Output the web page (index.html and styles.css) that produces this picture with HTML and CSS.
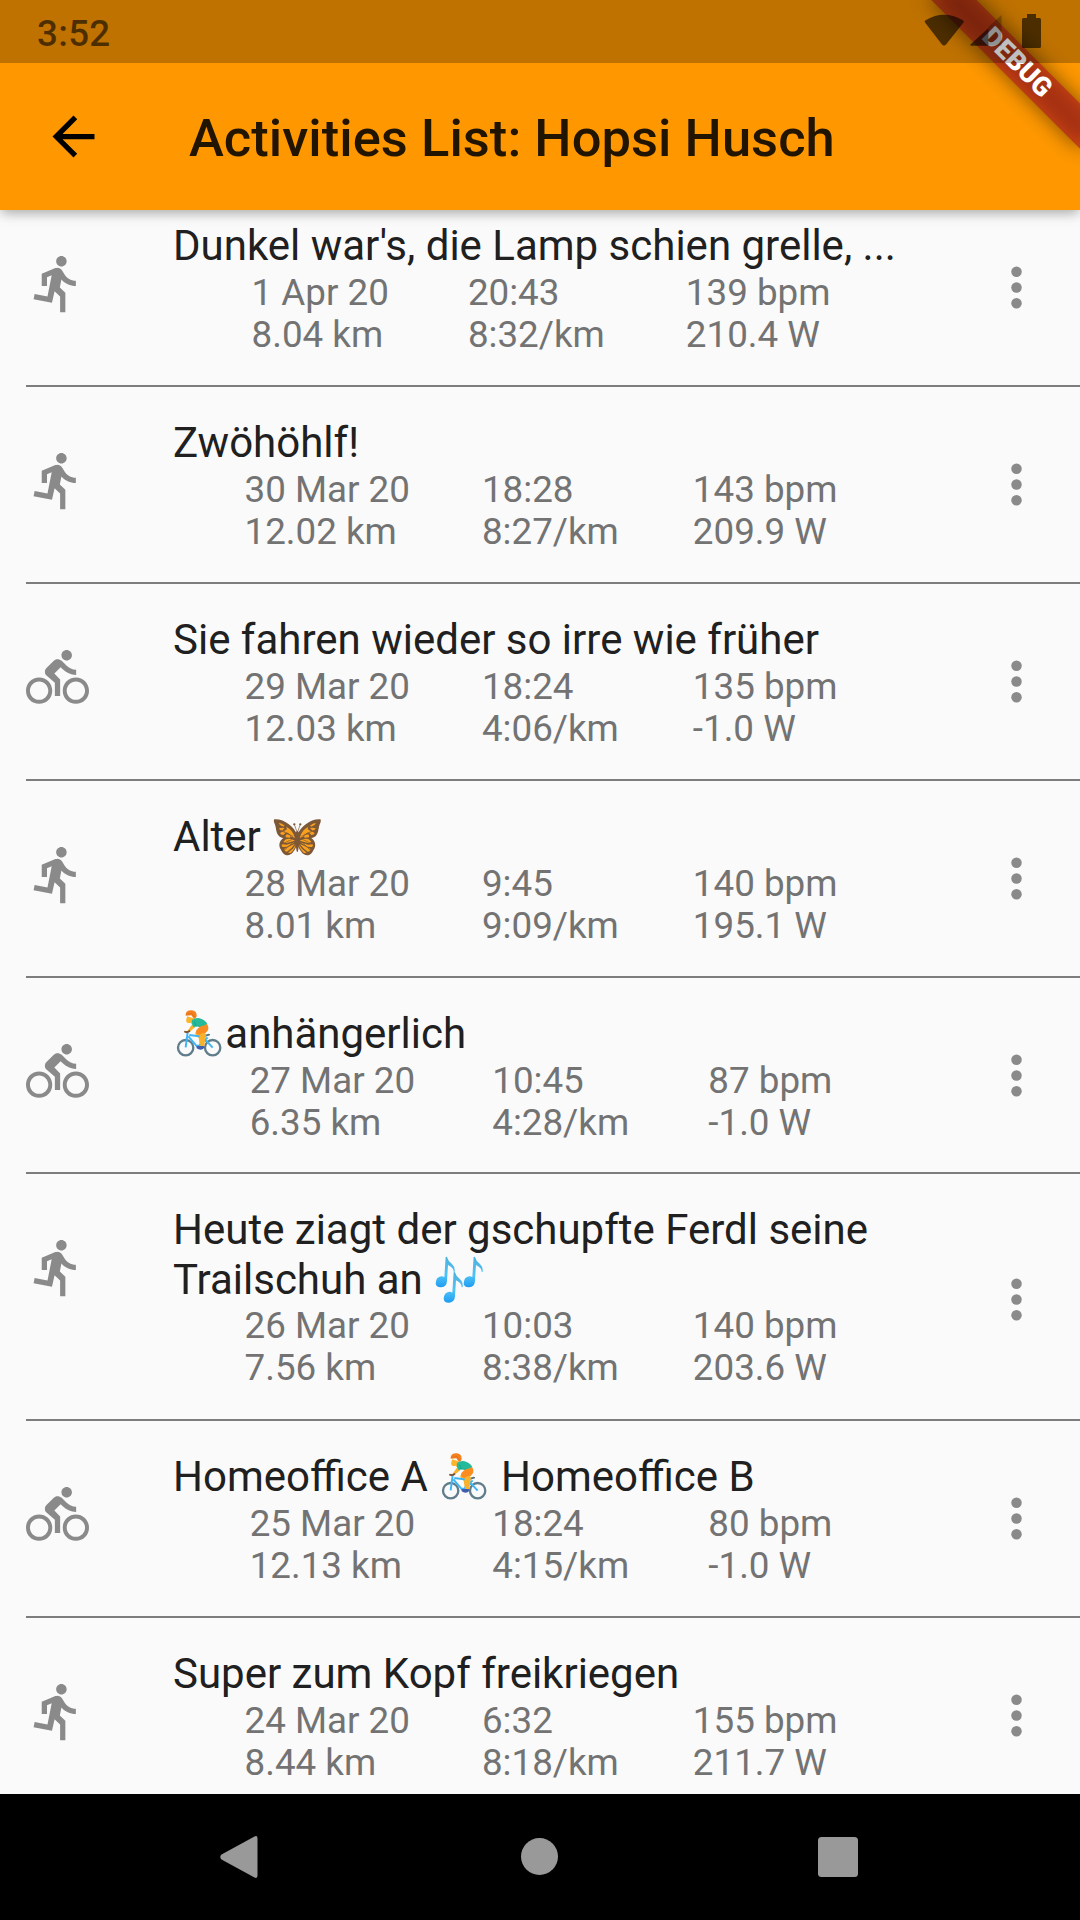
FILE: index.html
```html
<!DOCTYPE html>
<html lang="en">
<head>
<meta charset="utf-8">
<title>Activities List</title>
<link rel="stylesheet" href="styles.css">
</head>
<body>
<svg class="defs" width="0" height="0">
  <symbol id="run" viewBox="0 0 24 24"><path d="M13.49 5.48c1.1 0 2-.9 2-2s-.9-2-2-2-2 .9-2 2 .9 2 2 2zm-3.6 13.9l1-4.4 2.1 2v6h2v-7.5l-2.1-2 .6-3c1.3 1.5 3.3 2.5 5.5 2.5v-2c-1.9 0-3.5-1-4.3-2.4l-1-1.6c-.4-.6-1-1-1.7-1-.3 0-.5.1-.8.1l-5.2 2.2v4.7h2v-3.4l1.8-.7-1.6 8.1-4.9-1-.4 2 7 1.4z"/></symbol>
  <symbol id="bike" viewBox="0 0 24 24"><path d="M15.5 5.5c1.1 0 2-.9 2-2s-.9-2-2-2-2 .9-2 2 .9 2 2 2zM5 12c-2.8 0-5 2.2-5 5s2.2 5 5 5 5-2.2 5-5-2.2-5-5-5zm0 8.5c-1.9 0-3.5-1.6-3.5-3.5s1.6-3.5 3.5-3.5 3.5 1.6 3.5 3.5-1.6 3.5-3.5 3.5zm5.8-10l2.4-2.4.8.8c1.3 1.3 3 2.1 5.1 2.1V9c-1.5 0-2.7-.6-3.6-1.5l-1.9-1.9c-.5-.4-1-.6-1.6-.6s-1.1.2-1.4.6L7.8 8.4c-.4.4-.6.9-.6 1.4 0 .6.2 1.1.6 1.4L11 14v5h2v-6.2l-2.2-2.3zM19 12c-2.8 0-5 2.2-5 5s2.2 5 5 5 5-2.2 5-5-2.2-5-5-5zm0 8.5c-1.9 0-3.5-1.6-3.5-3.5s1.6-3.5 3.5-3.5 3.5 1.6 3.5 3.5-1.6 3.5-3.5 3.5z"/></symbol>
  <symbol id="more" viewBox="0 0 24 24"><circle cx="12" cy="6" r="2"/><circle cx="12" cy="12" r="2"/><circle cx="12" cy="18" r="2"/></symbol>
  <symbol id="butterfly" viewBox="0 0 157 147">
    <g fill="#7d5836">
      <path d="M78 68C70 45 40 20 10 22C8 24 8 28 10 33C16 44 14 60 22 70C26 76 32 78 37 78C26 86 22 98 28 110C32 116 34 124 42 128C58 136 72 118 77 100H81C86 118 100 136 116 128C124 124 126 116 130 110C136 98 132 86 121 78C126 78 132 76 136 70C144 60 142 44 148 33C150 28 150 24 148 22C118 20 88 45 80 68Z"/>
      <path d="M74 62q5-12 10 0l1 32-4 24q-2 4-4 0l-4-24z"/>
      <circle cx="70" cy="37" r="3.500"/><circle cx="88" cy="37" r="3.500"/>
    </g>
    <path d="M70 37l7 20M88 37l-7 20" stroke="#7d5836" stroke-width="2" fill="none"/>
    <g id="wing">
      <g fill="#f9a11f">
        <path d="M23 33q10 0 18 8-2 3-6 2-8-1-12-10z"/>
        <path d="M24 49q8-3 17-1l-8 8q-7 0-9-7z"/>
        <path d="M27 64q4-5 11-6l8 2-9 9q-8 0-10-5z"/>
        <path d="M46 44q20 10 26 34l-12-5q-3-9-16-12l-4-5 8-4z"/>
        <path d="M44 69q8-6 15 3l-2 5-13-1z"/>
        <path d="M72 86q-14-9-27-4l-8 7q4 6 13 3z"/>
        <path d="M71 91l-24 7-14-1q-3 5 2 8l13-1z"/>
        <path d="M72 95q-10 15-24 24-8 0-8-8l11-6z"/>
        <path d="M74 98q-3 15-15 25l-8-1q14-8 23-24z"/>
      </g>
      <path d="M68 80L34 96M68 88L38 117M66 73L28 55" stroke="#7d5836" stroke-width="2" fill="none"/>
    </g>
    <use href="#wing" transform="matrix(-1 0 0 1 158 0)"/>
  </symbol>
  <symbol id="cyclist" viewBox="0 0 157 147">
    <g fill="none" stroke="#607d8b" stroke-width="7"><circle cx="38" cy="116" r="23"/><circle cx="119" cy="116" r="23"/></g>
    <path d="M85 81l22-7q6 0 4 5l-14 4z" fill="#546e7a"/>
    <path d="M57 47q-10 13-13 18l-9 1v5q13 2 17-4l15-13z" fill="#fbb22b"/>
    <path d="M67 70q-2 8 10 16l4 27h10l4-40z" fill="#fbb22b"/>
    <path d="M44 70L38 115M46 82L70 110H80L98 77M49 78L89 83L119 116M80 110L104 85" stroke="#40b5f5" stroke-width="6" fill="none" stroke-linejoin="round"/>
    <path d="M34 67q9 6 17-2" stroke="#6d4c41" stroke-width="5" fill="none"/>
    <path d="M43 22q-8 18 2 20 6 0 8-1l4 5 10-4-6-14z" fill="#fbb52d"/>
    <path d="M38 16q2-13 18-12 16 2 15 17-1 7-8 9l-8-11-17 1z" fill="#f4801f"/>
    <path d="M40 15q9 3 15-3l10 12" stroke="#d96b14" stroke-width="2" fill="none"/>
    <path d="M57 33q14-10 29-3 13 5 17 16-9 7-20 8l-10-3-10 4q-9-6-6-22z" fill="#26b99a"/>
    <path d="M64 37l5 14 17 2" stroke="#149b80" stroke-width="2" fill="none"/>
    <path d="M102 45q11 14-5 28-13 8-26 1-8-9 12-22 11-2 19-7z" fill="#fb8c20"/>
    <path d="M80 83q-2-8 12-12l7 5-5 35H82z" fill="#fbb22b"/>
    <path d="M70 111l22 0q6 4-3 10-10 3-18-3z" fill="#3f5fae"/>
  </symbol>
  <symbol id="notes" viewBox="0 0 157 147">
    <linearGradient id="note-fill" x1="0" y1="0" x2="0" y2="1"><stop offset="0" stop-color="#4fb0dc"/><stop offset=".6" stop-color="#4fc3f7"/><stop offset="1" stop-color="#1e9cf0"/></linearGradient>
    <path id="note" fill="url(#note-fill)" d="M38 6q4-3 5 2 2 10 14 19 10 9 8 23-1 2-3 0 0-12-17-20l-3 48q-1 17-17 19-16 1-17-12 1-19 17-21 7 0 9 3z"/>
    <use href="#note" transform="translate(24 46)"/>
    <use href="#note" transform="translate(84 0)"/>
  </symbol>
</svg>
<div class="screen">
  <header class="app-bar">
    <div class="toolbar">
      <svg class="back" viewBox="0 0 24 24"><path d="M20 11H7.83l5.59-5.59L12 4l-8 8 8 8 1.41-1.41L7.83 13H20v-2z"/></svg>
      <h1>Activities List: Hopsi Husch</h1>
    </div>
    <div class="banner-clip"><div class="banner"><span>DEBUG</span></div></div>
    <div class="status">
      <span class="clock">3:52</span>
      <svg class="status-icons" viewBox="0 0 120 36">
        <path d="M1 8.5 Q0 7 2 6 Q20 -4.5 38.500 6 Q40.500 7 39.500 8.500 L22 30.500 Q20 32.500 18 30.500Z"/>
        <path opacity=".4" d="M77.500 1v30.700h-13v-19z"/>
        <path d="M64.500 14v17.700h-17.500q-1-.5-.3-1.500z"/>
        <path d="M103 0h9v4h3.500q1.500 0 1.500 1.500v27q0 1.500-1.500 1.500h-16q-1.500 0-1.500-1.500v-27q0-1.500 1.500-1.500h3.500z"/>
      </svg>
    </div>
  </header>

  <main class="list">
    <article class="row first">
      <svg class="sport"><use href="#run"/></svg>
      <div class="content">
        <h2>Dunkel war's, die Lamp schien grelle, ...</h2>
        <div class="stats"><p>1 Apr 20<br>8.04 km</p><p>20:43<br>8:32/km</p><p>139 bpm<br>210.4 W</p></div>
      </div>
      <svg class="more"><use href="#more"/></svg>
    </article>
    <article class="row">
      <svg class="sport"><use href="#run"/></svg>
      <div class="content">
        <h2>Zwöhöhlf!</h2>
        <div class="stats"><p>30 Mar 20<br>12.02 km</p><p>18:28<br>8:27/km</p><p>143 bpm<br>209.9 W</p></div>
      </div>
      <svg class="more"><use href="#more"/></svg>
    </article>
    <article class="row">
      <svg class="sport"><use href="#bike"/></svg>
      <div class="content">
        <h2>Sie fahren wieder so irre wie früher</h2>
        <div class="stats"><p>29 Mar 20<br>12.03 km</p><p>18:24<br>4:06/km</p><p>135 bpm<br>-1.0 W</p></div>
      </div>
      <svg class="more"><use href="#more"/></svg>
    </article>
    <article class="row">
      <svg class="sport"><use href="#run"/></svg>
      <div class="content">
        <h2>Alter <span class="emoji">🦋<svg><use href="#butterfly"/></svg></span></h2>
        <div class="stats"><p>28 Mar 20<br>8.01 km</p><p>9:45<br>9:09/km</p><p>140 bpm<br>195.1 W</p></div>
      </div>
      <svg class="more"><use href="#more"/></svg>
    </article>
    <article class="row short">
      <svg class="sport"><use href="#bike"/></svg>
      <div class="content">
        <h2><span class="emoji">🚴<svg><use href="#cyclist"/></svg></span>anhängerlich</h2>
        <div class="stats"><p>27 Mar 20<br>6.35 km</p><p>10:45<br>4:28/km</p><p>87 bpm<br>-1.0 W</p></div>
      </div>
      <svg class="more"><use href="#more"/></svg>
    </article>
    <article class="row tall">
      <svg class="sport"><use href="#run"/></svg>
      <div class="content">
        <h2>Heute ziagt der gschupfte Ferdl seine Trailschuh an <span class="emoji">🎶<svg><use href="#notes"/></svg></span></h2>
        <div class="stats"><p>26 Mar 20<br>7.56 km</p><p>10:03<br>8:38/km</p><p>140 bpm<br>203.6 W</p></div>
      </div>
      <svg class="more"><use href="#more"/></svg>
    </article>
    <article class="row">
      <svg class="sport"><use href="#bike"/></svg>
      <div class="content">
        <h2>Homeoffice A <span class="emoji">🚴<svg><use href="#cyclist"/></svg></span> Homeoffice B</h2>
        <div class="stats"><p>25 Mar 20<br>12.13 km</p><p>18:24<br>4:15/km</p><p>80 bpm<br>-1.0 W</p></div>
      </div>
      <svg class="more"><use href="#more"/></svg>
    </article>
    <article class="row">
      <svg class="sport"><use href="#run"/></svg>
      <div class="content">
        <h2>Super zum Kopf freikriegen</h2>
        <div class="stats"><p>24 Mar 20<br>8.44 km</p><p>6:32<br>8:18/km</p><p>155 bpm<br>211.7 W</p></div>
      </div>
      <svg class="more"><use href="#more"/></svg>
    </article>
  </main>

  <nav class="nav-bar">
    <svg viewBox="0 0 42 42"><path d="M36.500 0.500q3-1.500 3 2v37q0 3.500-3 2L3.500 23.500q-2.500-2.500 0-5z"/></svg>
    <svg viewBox="0 0 42 42"><circle cx="21.500" cy="20.500" r="18.500"/></svg>
    <svg viewBox="0 0 42 42"><rect x="1" y="1" width="40" height="40" rx="3.500"/></svg>
  </nav>
</div>
</body>
</html>
```
FILE: styles.css
```css
* { box-sizing: border-box; }

body {
  margin: 0;
  font-family: Roboto, "Noto Color Emoji", sans-serif;
  background: #fafafa;
}

.defs { display: block; height: 0; }

.screen {
  width: 1080px;
  height: 1920px;
  display: flex;
  flex-direction: column;
  overflow: hidden;
}

.app-bar {
  position: relative;
  z-index: 1;
  height: 210px;
  flex: none;
  padding-top: 63px;
  background: #ff9800;
  box-shadow: 0 5px 10px -2px rgba(0, 0, 0, .2), 0 3px 14px rgba(0, 0, 0, .15);
}

.toolbar {
  height: 147px;
  display: flex;
  align-items: center;
  padding-left: 42px;
}

.back { width: 63px; height: 63px; margin-right: 84px; }

h1 {
  margin: 0;
  padding-top: 2px;
  font-size: 52.5px;
  font-weight: 500;
  line-height: 62px;
  letter-spacing: .04px;
  color: rgba(0, 0, 0, .87);
}

.status {
  position: absolute;
  inset: 0 0 auto 0;
  height: 63px;
  padding: 0 36px 0 37px;
  display: flex;
  justify-content: space-between;
  background: rgba(0, 0, 0, .25);
}

.clock {
  font-size: 36.75px;
  font-weight: 500;
  line-height: 67px;
  letter-spacing: .3px;
  color: rgba(0, 0, 0, .6);
}

.status-icons {
  width: 120px;
  height: 36px;
  margin-top: 14px;
  fill: rgba(0, 0, 0, .6);
}

.banner-clip {
  position: absolute;
  top: 0;
  right: 0;
  width: 210px;
  height: 210px;
  overflow: hidden;
}

.banner {
  position: absolute;
  left: 42px;
  top: 47.4px;
  width: 210px;
  height: 31.5px;
  transform: rotate(45deg);
  text-align: center;
  font-size: 26.8px;
  font-weight: 900;
  line-height: 31.5px;
  color: #fff;
}

.banner::before,
.banner::after {
  content: "";
  position: absolute;
  inset: 0;
}

.banner::before { background: rgba(0, 0, 0, .5); filter: blur(10.4px); }
.banner::after { background: rgba(183, 28, 28, .627); }
.banner span { position: relative; z-index: 1; }

.list {
  flex: 1;
  min-height: 0;
  overflow: hidden;
  padding-left: 26px;
}

.row {
  height: 197px;
  display: flex;
  border-bottom: 2px solid #7d7d7d;
}

.sport {
  width: 63px;
  height: 63px;
  flex: none;
  margin: 62px 84px 0 0;
  fill: #8a8a8a;
}

.content {
  width: 739px;
  flex: none;
  padding-top: 31px;
}

.more {
  width: 63px;
  height: 63px;
  flex: none;
  margin: 66px 32px 0 73px;
  fill: #8a8a8a;
}

h2 {
  margin: 0;
  font-size: 42px;
  font-weight: 400;
  line-height: 49px;
  color: #202020;
}

.emoji {
  position: relative;
  display: inline-block;
  height: 49px;
  vertical-align: top;
  color: transparent;
}

.emoji svg {
  position: absolute;
  left: 0;
  top: 0;
  width: 100%;
  height: 49px;
}

.stats {
  display: flex;
  justify-content: space-evenly;
  margin-left: -1.5px;
  padding: 2px 1.5px 0 0;
  font-size: 36.75px;
  line-height: 42px;
  color: #737373;
}

.stats p { margin: 0; }
.stats p:nth-child(2) { margin: 0 1px 0 -1px; }

.first { height: 177px; }
.first .sport { margin-top: 42px; }
.first .content { padding-top: 11px; }
.first .more { margin-top: 46px; }

.short { height: 196px; }

.tall { height: 247px; }
.tall .more { margin-top: 94px; }
.tall h2 { line-height: 50px; }
.tall .stats { padding-top: 0; }

.nav-bar {
  height: 126px;
  flex: none;
  display: flex;
  justify-content: space-between;
  align-items: center;
  padding: 0 221px 0 218px;
  background: #000;
}

.nav-bar svg { width: 42px; height: 42px; fill: #999; }
```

= = = =

## Goal of the exercise
Examine the data above and state how many of its lines contain the word "styles", with no further remarks.

## Full answer
3